During our first year in Aiken I did not have the time nor the energy to make new friends, find a church to attend or even find a caregiver support group. I was lonely and adrift.
The few people I did interact with had little to no sympathy or understanding of caregiving for a mother with Alzheimer’s. But they did have a lot of misguided advice or disapproval of my feelings, how I was taking care of my mother, and/or what I should or should not be doing. To the point where I was in tears almost daily. Every time I was upset by a thoughtless comment, my husband would say to me, “Oh honey, they’re clueless. Ignore them.” But he often suggested that I write a book about our circumstances.
Two years after Mom moved in, she lost me forever in the space of ten minutes. I brought a sandwich to her in her room as she watched TV. Suddenly I heard the plate crash and her screaming that “Sandi didn’t come home from school today!” Nothing my husband or I did would convince her that I was Sandi. I called my sister to speak to my mother. My mother hung up on her. Ditto for Mom’s part-time caregiver. Finally, my mother looked at me with pure hatred on her face and snarled, “I don’t want YOU! I want little Sandi.”
She lived with us for six more months until the Saturday afternoon on a drive home from the beauty shop when she became extremely agitated and screamed at me, “You gave my daughter to the gypsies and I have to go find her.” With that she opened the car door to jump out. I wrestled her hand away from the seat belt so she couldn’t free herself. Within an hour, we were in the E.R. It had reached the point where she was a danger to herself, me and others.

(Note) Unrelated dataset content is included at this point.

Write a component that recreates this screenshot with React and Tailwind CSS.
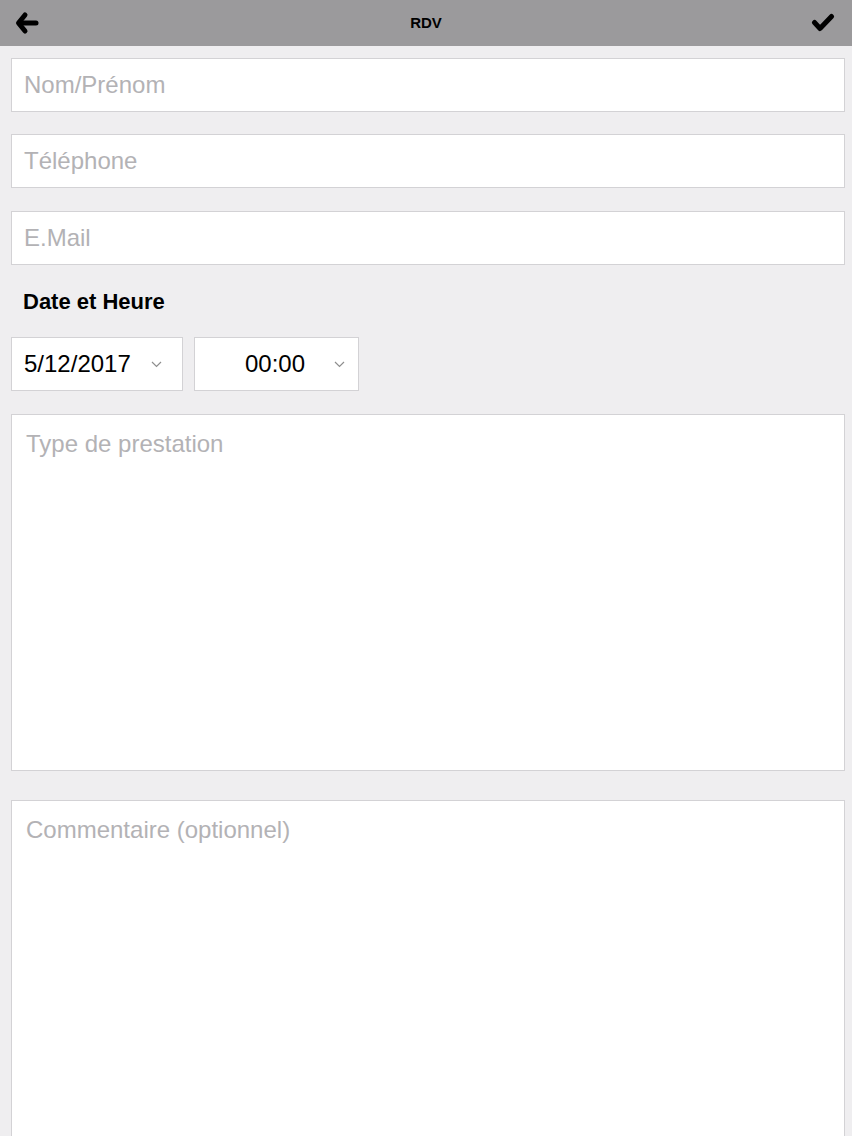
import React from "react";

const font = { fontFamily: '"Liberation Sans", Arial, sans-serif' };

function Field({ placeholder }) {
  return (
    <div className="h-[54px] bg-white border border-[#d3d2d5] flex items-center pl-[12px]">
      <span className="text-[24px] text-[#b3b2b5]">{placeholder}</span>
    </div>
  );
}

function Chevron() {
  return (
    <svg width="11" height="7" viewBox="0 0 11 7" fill="none">
      <path d="M1 1l4.5 4.5L10 1" stroke="#8e8e8e" strokeWidth="1.2" />
    </svg>
  );
}

function BackArrow() {
  return (
    <svg width="24" height="24" viewBox="0 0 24 24" fill="none">
      <path d="M10 4L3.5 12L10 20" stroke="#000" strokeWidth="5" strokeLinecap="round" strokeLinejoin="round" />
      <path d="M5 12H21" stroke="#000" strokeWidth="5" strokeLinecap="round" />
    </svg>
  );
}

function Check() {
  return (
    <svg width="24" height="20" viewBox="0 0 24 20" fill="none">
      <path d="M3.5 9.5L9 15.5L20.5 3.5" stroke="#000" strokeWidth="5" strokeLinecap="round" strokeLinejoin="round" />
    </svg>
  );
}

export default function App() {
  return (
    <div className="w-[852px] h-[1136px] overflow-hidden bg-[#efeef0] flex flex-col" style={font}>
      <div className="h-[46px] bg-[#9b9a9c] flex items-center justify-between pl-[15px] pr-[17px] shrink-0 relative">
        <BackArrow />
        <span className="absolute left-1/2 -translate-x-1/2 top-[12px] text-[15px] font-bold text-black">RDV</span>
        <Check />
      </div>
      <div className="flex flex-col pl-[11px] pr-[7px] pt-[12px]">
        <Field placeholder="Nom/Prénom" />
        <div className="h-[22px]" />
        <Field placeholder="Téléphone" />
        <div className="h-[23px]" />
        <Field placeholder="E.Mail" />
        <div className="h-[72px] flex items-center pl-[12px]">
          <span className="text-[22px] font-bold text-black">Date et Heure</span>
        </div>
        <div className="flex gap-[11px]">
          <div className="w-[172px] h-[54px] bg-white border border-[#d3d2d5] flex items-center pl-[12px] pr-[20px] justify-between">
            <span className="text-[24px] text-black">5/12/2017</span>
            <Chevron />
          </div>
          <div className="w-[165px] h-[54px] bg-white border border-[#d3d2d5] flex items-center pl-[50px] pr-[13px] justify-between">
            <span className="text-[24px] text-black">00:00</span>
            <Chevron />
          </div>
        </div>
        <div className="h-[23px]" />
        <div className="h-[357px] bg-white border border-[#d3d2d5] pl-[14px] pt-[11px]">
          <span className="text-[24px] text-[#b3b2b5]">Type de prestation</span>
        </div>
        <div className="h-[29px]" />
        <div className="h-[400px] bg-white border border-[#d3d2d5] pl-[14px] pt-[11px]">
          <span className="text-[24px] text-[#b3b2b5]">Commentaire (optionnel)</span>
        </div>
      </div>
    </div>
  );
}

She was admitted to a mental health facility three days later and a memory care unit nine days after that. She never knew me again. She slipped and broke her hip on her 85th birthday getting ready for her birthday party. That was November 10, 2010. She died nine days later of heart failure.
Even after her death I dealt with others opinions, suggestions, advice and judgement. I finally learned to shut my ears to it. Except for my husband whose insistence that I write a book was a continuing theme of conversation between us. I had kept journals of life with Mom and Alzheimer’s. Finally, the journals became chapters which became Dear Clueless: A Daughter’s Journey Through Alzheimer’s Caregiving.
It has been five years since the book was published. I have morphed into a public speaker, a social media presence and a crusader for caregivers. I hope Mom is proud. And I’m convinced that she, once again, knows who I am.